Twin cylinder engines

If we take an engine and scale it up, the power to weight ratio goes down.  This is because all engines, at their maximum speed, have a similar piston speed (about 8 m/s mean, 12 m/s peak) so power is proportional to piston area rather than swept volume.  This rule applies all the way from tiny 1 cm3 model aircraft engines to huge 1 m bore marine Diesels.   Basically it achieves:

  • the same peak stress in the connecting rod
  • the same Mach number for the air in the inlet ports
  • same parameters for the lubricating oil

The same rules apply to gas turbines (though they start with a much higher power:weight for a given power) and animals (there are no 300 ton flying birds, fortunately).

It follows that to increase the power to weight ratio, we should use many small cylinders.   Sometimes also there is a limit on the bore (about 1 m for Diesels due to thermal stresses; 100-200 mm for petrol engines to avoid knocking, depending on octane number and compression ratio) and more power can then only  be achieved by adding more cylinders.

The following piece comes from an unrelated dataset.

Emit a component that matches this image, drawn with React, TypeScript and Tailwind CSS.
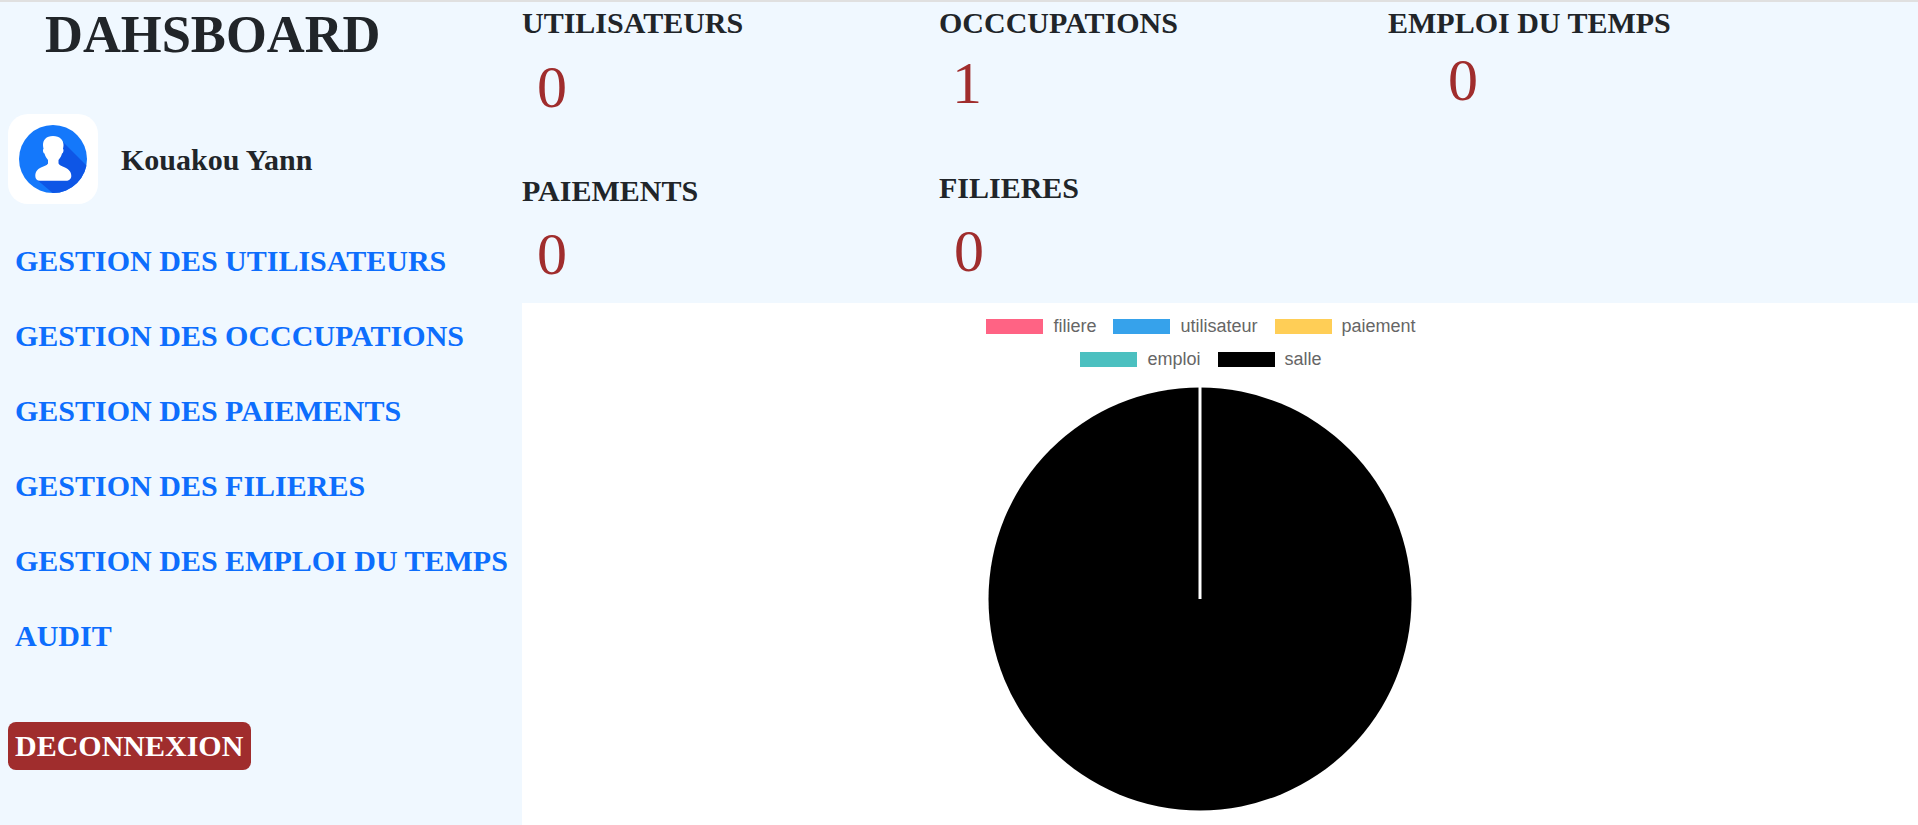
const navLinks = [
  "GESTION DES UTILISATEURS",
  "GESTION DES OCCCUPATIONS",
  "GESTION DES PAIEMENTS",
  "GESTION DES FILIERES",
  "GESTION DES EMPLOI DU TEMPS",
  "AUDIT",
];

const legendRows = [
  [
    { label: "filiere", color: "bg-[#ff6384]" },
    { label: "utilisateur", color: "bg-[#36a2eb]" },
    { label: "paiement", color: "bg-[#ffce56]" },
  ],
  [
    { label: "emploi", color: "bg-[#4bc0c0]" },
    { label: "salle", color: "bg-black" },
  ],
];

function Avatar() {
  return (
    <div className="flex h-[90px] w-[90px] items-center justify-center rounded-[20px] bg-white">
      <svg width="68" height="68" viewBox="0 0 68 68">
        <defs>
          <clipPath id="disc">
            <circle cx="34" cy="34" r="34" />
          </clipPath>
        </defs>
        <circle cx="34" cy="34" r="34" fill="#1478fb" />
        <path
          d="M44 17 L80 53 L60 90 L17 54 Z"
          fill="#0e56e6"
          clipPath="url(#disc)"
        />
        <path
          fill="#fff"
          d="M34 11C27 11 24 15 24 20C24 22 24.500 23 24.500 24C23.500 24.500 24 28 25.500 28.500C26 31 27.500 33 29 35L29 38C29 40 25 41 22 42.500C18 44.500 16.300 47 16.300 51C16.300 54 18 55.800 21 55.800L47 55.800C50 55.800 52.300 54 52.300 51C52.300 47 50 44.500 46 42.500C43 41 39.500 40 39.500 38L39.500 35C41 33 42.500 31 43 28.500C44.500 28 45 24.500 44 24C44 23 44.500 22 44.500 20C44.500 15 41 11 34 11Z"
        />
      </svg>
    </div>
  );
}

function Stat({
  title,
  value,
  className,
  valueClassName,
}: {
  title: string;
  value: number;
  className: string;
  valueClassName: string;
}) {
  return (
    <div className={className}>
      <h3 className="text-[30px] leading-[36px] font-bold text-[#212529]">
        {title}
      </h3>
      <p className={`text-[60px] leading-[72px] text-[#a02d2d] ${valueClassName}`}>
        {value}
      </p>
    </div>
  );
}

function PieChart() {
  return (
    <svg width="424" height="424" viewBox="0 0 424 424" className="mt-[11px]">
      <circle cx="212" cy="212" r="211.500" fill="#000" />
      <line x1="212" y1="0" x2="212" y2="212" stroke="#fff" strokeWidth="3" />
    </svg>
  );
}

export default function App() {
  return (
    <div className="h-[825px] overflow-hidden border-t-2 border-[#e0e0e0] bg-[#f0f8ff] font-['Liberation_Serif',serif]">
      <div className="flex h-full">
        {/* Sidebar */}
        <aside className="w-[522px] shrink-0 px-2">
          <h1 className="mt-[2px] ml-[37px] text-[52.500px] leading-[61px] font-bold text-[#212529]">
            DAHSBOARD
          </h1>
          <div className="mt-[49px] flex items-center gap-[23px]">
            <Avatar />
            <span className="text-[30px] font-bold text-[#212529]">
              Kouakou Yann
            </span>
          </div>
          <nav className="mt-[40px] ml-[7px] flex flex-col gap-[41px]">
            {navLinks.map((link) => (
              <a
                key={link}
                href="#"
                className="text-[30px] leading-[34px] font-bold whitespace-nowrap text-[#0d6efd]"
              >
                {link}
              </a>
            ))}
          </nav>
          <button className="mt-[69px] rounded-lg bg-[#a02d2d] py-[6px] pr-[8px] pl-[7px] text-[30px] leading-[36px] font-bold text-white">
            DECONNEXION
          </button>
        </aside>

        <main className="flex min-w-0 flex-1 flex-col">
          {/* Counters */}
          <div className="h-[301px] shrink-0">
            <div className="flex">
              <Stat title="UTILISATEURS" value={0} className="w-[417px] pt-[3px]" valueClassName="ml-[15px] mt-[10px]" />
              <Stat title="OCCCUPATIONS" value={1} className="w-[449px] pt-[3px]" valueClassName="ml-[13px] mt-[6px]" />
              <Stat title="EMPLOI DU TEMPS" value={0} className="pt-[3px]" valueClassName="ml-[60px] mt-[3px]" />
            </div>
            <div className="mt-[50px] flex">
              <Stat title="PAIEMENTS" value={0} className="w-[417px]" valueClassName="ml-[15px] mt-[9px]" />
              <Stat title="FILIERES" value={0} className="-mt-[3px]" valueClassName="ml-[15px] mt-[9px]" />
            </div>
          </div>

          {/* Chart */}
          <div className="flex flex-1 flex-col items-center bg-white pr-[38px] font-['Liberation_Sans',sans-serif] text-[18px] leading-[33px] text-[#666]">
            <div className="mt-[7px] flex flex-col items-center">
              {legendRows.map((row, i) => (
                <div key={i} className="flex gap-[17px]">
                  {row.map((item) => (
                    <span key={item.label} className="flex items-center gap-[10px]">
                      <span className={`h-[15px] w-[57px] ${item.color}`} />
                      {item.label}
                    </span>
                  ))}
                </div>
              ))}
            </div>
            <div className="-ml-[2px]">
              <PieChart />
            </div>
          </div>
        </main>
      </div>
    </div>
  );
}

The simplest step up from a single cylinder is a twin.   We have two options:

  • Single crank pin.   Perfectly balanced if a  90 degree V; other angles a little better than an inline twin, particularly as angle approach 90 degrees.
  • Separate crank pins.   Can achieve force balance by suitable phasing of the cranks, e.g. 180 degree parallel twin or flat twin; 52 degree Honda Transalp with 76 degree cranks.


Historically, many inline twin cylinder motorcycles (e.g Triumph Bonneville, Norton Commando, hundreds of others) were 4-strokes and had 360 degree cranks i.e. both pistons reached TDC simultaneously and fired on alternate revolutions.  In terms of balance, these were no better than a single cylinder.